====== INFORMATION SUPPLIED
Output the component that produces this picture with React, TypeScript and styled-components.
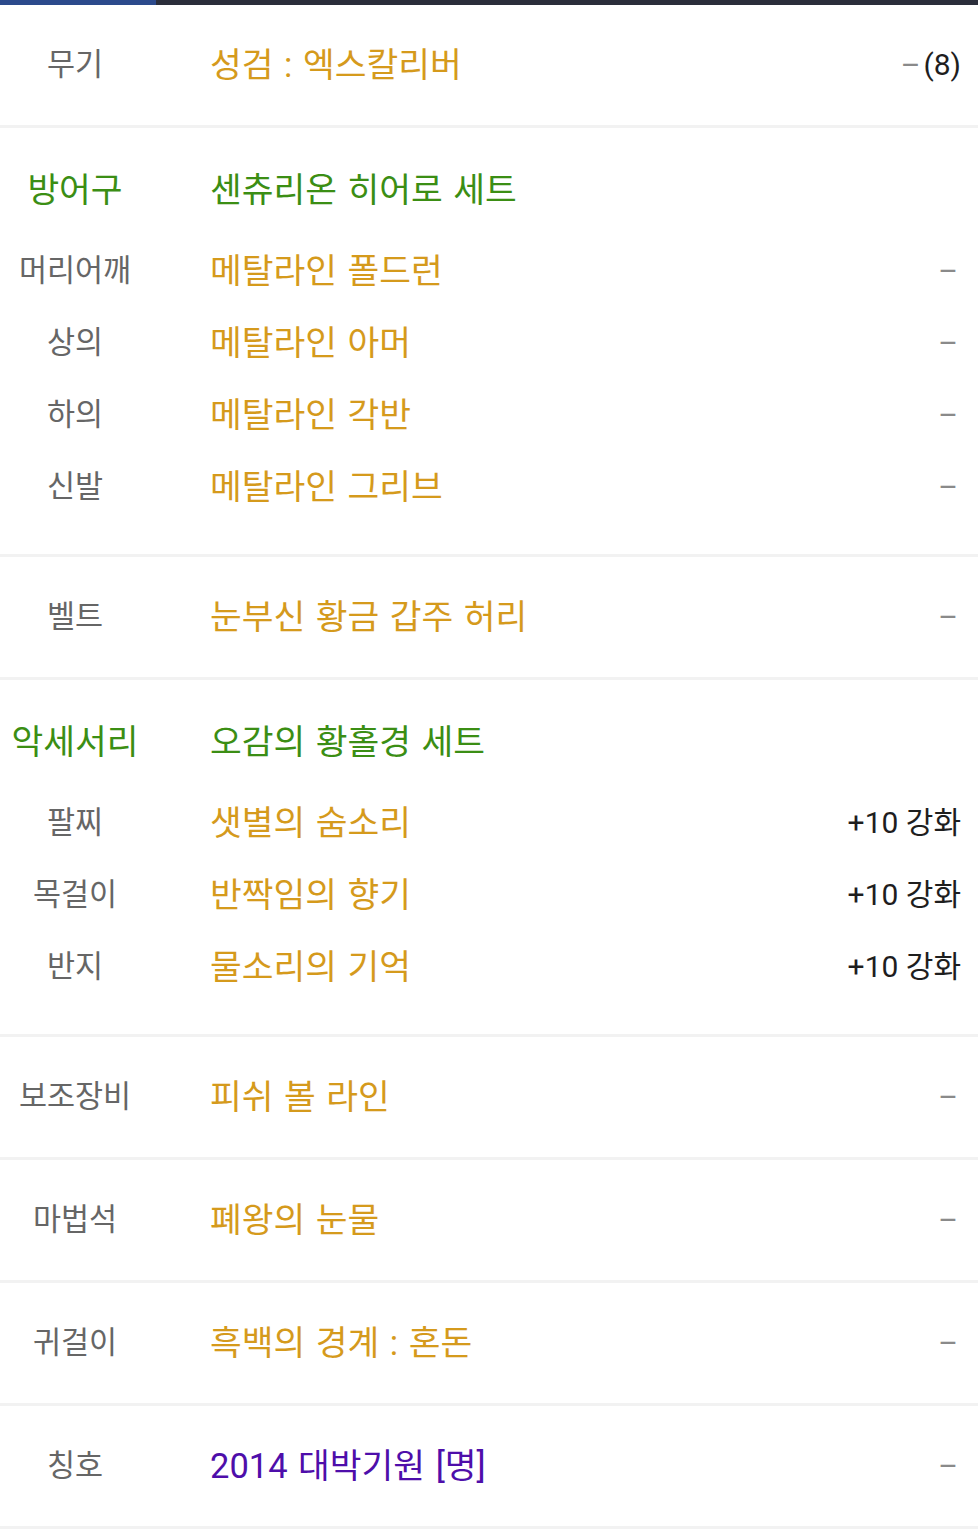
import styled, { createGlobalStyle } from "styled-components";

type Tone = "gold" | "green" | "purple";

interface Item {
  slot: string;
  name: string;
  tone?: Tone;
  extra?: "dash" | "count" | "enhance";
}

interface Section {
  title?: { slot: string; name: string };
  items: Item[];
}

const COLORS: Record<Tone, string> = {
  gold: "#d59a1c",
  green: "#3b8e14",
  purple: "#4e0eaa",
};

const sections: Section[] = [
  { items: [{ slot: "무기", name: "성검 : 엑스칼리버", extra: "count" }] },
  {
    title: { slot: "방어구", name: "센츄리온 히어로 세트" },
    items: [
      { slot: "머리어깨", name: "메탈라인 폴드런", extra: "dash" },
      { slot: "상의", name: "메탈라인 아머", extra: "dash" },
      { slot: "하의", name: "메탈라인 각반", extra: "dash" },
      { slot: "신발", name: "메탈라인 그리브", extra: "dash" },
    ],
  },
  { items: [{ slot: "벨트", name: "눈부신 황금 갑주 허리", extra: "dash" }] },
  {
    title: { slot: "악세서리", name: "오감의 황홀경 세트" },
    items: [
      { slot: "팔찌", name: "샛별의 숨소리", extra: "enhance" },
      { slot: "목걸이", name: "반짝임의 향기", extra: "enhance" },
      { slot: "반지", name: "물소리의 기억", extra: "enhance" },
    ],
  },
  { items: [{ slot: "보조장비", name: "피쉬 볼 라인", extra: "dash" }] },
  { items: [{ slot: "마법석", name: "폐왕의 눈물", extra: "dash" }] },
  { items: [{ slot: "귀걸이", name: "흑백의 경계 : 혼돈", extra: "dash" }] },
  { items: [{ slot: "칭호", name: "2014 대박기원 [명]", tone: "purple", extra: "dash" }] },
];

const GlobalStyle = createGlobalStyle`
  html, body {
    margin: 0;
    padding: 0;
    background: #ffffff;
  }
  body {
    font-family: Roboto, "Noto Sans CJK KR", "Noto Sans", sans-serif;
  }
`;

export default function App() {
  return (
    <>
      <GlobalStyle />
      <Page>
        <TopBar>
          <TopBarActive />
        </TopBar>
        {sections.map((section, i) => (
          <Block key={i} $grouped={!!section.title}>
            {section.title && (
              <TitleRow>
                <GroupLabel>{section.title.slot}</GroupLabel>
                <Name $color={COLORS.green}>{section.title.name}</Name>
              </TitleRow>
            )}
            {section.items.map((item) => (
              <Row key={item.slot} $grouped={!!section.title}>
                <Label>{item.slot}</Label>
                <Name $color={COLORS[item.tone ?? "gold"]}>{item.name}</Name>
                <Extra>
                  {item.extra === "dash" && <Dash>–</Dash>}
                  {item.extra === "count" && (
                    <>
                      <Dash>–</Dash>(8)
                    </>
                  )}
                  {item.extra === "enhance" && "+10 강화"}
                </Extra>
              </Row>
            ))}
          </Block>
        ))}
      </Page>
    </>
  );
}

const Page = styled.div`
  width: 978px;
  display: flex;
  flex-direction: column;
`;

const TopBar = styled.div`
  height: 5px;
  background: #2b2e3b;
  display: flex;
`;

const TopBarActive = styled.div`
  width: 156px;
  background: #2c4a8c;
`;

const Block = styled.section<{ $grouped?: boolean }>`
  display: flex;
  flex-direction: column;
  padding: ${(p) => (p.$grouped ? "26px 0 31px" : "0")};
  border-bottom: 3px solid #f2f2f2;
`;

const TitleRow = styled.div`
  height: 72px;
  margin-bottom: 9px;
  display: flex;
  align-items: center;
`;

const Row = styled.div<{ $grouped?: boolean }>`
  height: ${(p) => (p.$grouped ? "72px" : "120px")};
  display: flex;
  align-items: center;
  padding-right: 17px;
`;

const Label = styled.div`
  width: 150px;
  flex-shrink: 0;
  text-align: center;
  font-size: 30.5px;
  color: #666666;
  line-height: 40px;
  margin-top: -1px;
`;

const GroupLabel = styled(Label)`
  font-size: 34.5px;
  color: #3b8e14;
`;

const Name = styled.div<{ $color: string }>`
  margin-left: 60px;
  flex: 1;
  font-size: 34.5px;
  word-spacing: 2px;
  line-height: 44px;
  margin-top: -1px;
  color: ${(p) => p.$color};
  white-space: nowrap;
`;

const Extra = styled.div`
  font-size: 30px;
  color: #1e1e1e;
  line-height: 40px;
  margin-top: -1px;
  white-space: nowrap;
`;

const Dash = styled.span`
  color: #8a8a8a;
  margin-right: 3px;
`;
============
**SHORT TASK**. Write out each line again precisely as it appears, skipping every picture.

**ANSWER FOR THIS EXERCISE**.
Output the component that produces this picture with React, TypeScript and styled-components.
import styled, { createGlobalStyle } from "styled-components";

type Tone = "gold" | "green" | "purple";

interface Item {
  slot: string;
  name: string;
  tone?: Tone;
  extra?: "dash" | "count" | "enhance";
}

interface Section {
  title?: { slot: string; name: string };
  items: Item[];
}

const COLORS: Record<Tone, string> = {
  gold: "#d59a1c",
  green: "#3b8e14",
  purple: "#4e0eaa",
};

const sections: Section[] = [
  { items: [{ slot: "무기", name: "성검 : 엑스칼리버", extra: "count" }] },
  {
    title: { slot: "방어구", name: "센츄리온 히어로 세트" },
    items: [
      { slot: "머리어깨", name: "메탈라인 폴드런", extra: "dash" },
      { slot: "상의", name: "메탈라인 아머", extra: "dash" },
      { slot: "하의", name: "메탈라인 각반", extra: "dash" },
      { slot: "신발", name: "메탈라인 그리브", extra: "dash" },
    ],
  },
  { items: [{ slot: "벨트", name: "눈부신 황금 갑주 허리", extra: "dash" }] },
  {
    title: { slot: "악세서리", name: "오감의 황홀경 세트" },
    items: [
      { slot: "팔찌", name: "샛별의 숨소리", extra: "enhance" },
      { slot: "목걸이", name: "반짝임의 향기", extra: "enhance" },
      { slot: "반지", name: "물소리의 기억", extra: "enhance" },
    ],
  },
  { items: [{ slot: "보조장비", name: "피쉬 볼 라인", extra: "dash" }] },
  { items: [{ slot: "마법석", name: "폐왕의 눈물", extra: "dash" }] },
  { items: [{ slot: "귀걸이", name: "흑백의 경계 : 혼돈", extra: "dash" }] },
  { items: [{ slot: "칭호", name: "2014 대박기원 [명]", tone: "purple", extra: "dash" }] },
];

const GlobalStyle = createGlobalStyle`
  html, body {
    margin: 0;
    padding: 0;
    background: #ffffff;
  }
  body {
    font-family: Roboto, "Noto Sans CJK KR", "Noto Sans", sans-serif;
  }
`;

export default function App() {
  return (
    <>
      <GlobalStyle />
      <Page>
        <TopBar>
          <TopBarActive />
        </TopBar>
        {sections.map((section, i) => (
          <Block key={i} $grouped={!!section.title}>
            {section.title && (
              <TitleRow>
                <GroupLabel>{section.title.slot}</GroupLabel>
                <Name $color={COLORS.green}>{section.title.name}</Name>
              </TitleRow>
            )}
            {section.items.map((item) => (
              <Row key={item.slot} $grouped={!!section.title}>
                <Label>{item.slot}</Label>
                <Name $color={COLORS[item.tone ?? "gold"]}>{item.name}</Name>
                <Extra>
                  {item.extra === "dash" && <Dash>–</Dash>}
                  {item.extra === "count" && (
                    <>
                      <Dash>–</Dash>(8)
                    </>
                  )}
                  {item.extra === "enhance" && "+10 강화"}
                </Extra>
              </Row>
            ))}
          </Block>
        ))}
      </Page>
    </>
  );
}

const Page = styled.div`
  width: 978px;
  display: flex;
  flex-direction: column;
`;

const TopBar = styled.div`
  height: 5px;
  background: #2b2e3b;
  display: flex;
`;

const TopBarActive = styled.div`
  width: 156px;
  background: #2c4a8c;
`;

const Block = styled.section<{ $grouped?: boolean }>`
  display: flex;
  flex-direction: column;
  padding: ${(p) => (p.$grouped ? "26px 0 31px" : "0")};
  border-bottom: 3px solid #f2f2f2;
`;

const TitleRow = styled.div`
  height: 72px;
  margin-bottom: 9px;
  display: flex;
  align-items: center;
`;

const Row = styled.div<{ $grouped?: boolean }>`
  height: ${(p) => (p.$grouped ? "72px" : "120px")};
  display: flex;
  align-items: center;
  padding-right: 17px;
`;

const Label = styled.div`
  width: 150px;
  flex-shrink: 0;
  text-align: center;
  font-size: 30.5px;
  color: #666666;
  line-height: 40px;
  margin-top: -1px;
`;

const GroupLabel = styled(Label)`
  font-size: 34.5px;
  color: #3b8e14;
`;

const Name = styled.div<{ $color: string }>`
  margin-left: 60px;
  flex: 1;
  font-size: 34.5px;
  word-spacing: 2px;
  line-height: 44px;
  margin-top: -1px;
  color: ${(p) => p.$color};
  white-space: nowrap;
`;

const Extra = styled.div`
  font-size: 30px;
  color: #1e1e1e;
  line-height: 40px;
  margin-top: -1px;
  white-space: nowrap;
`;

const Dash = styled.span`
  color: #8a8a8a;
  margin-right: 3px;
`;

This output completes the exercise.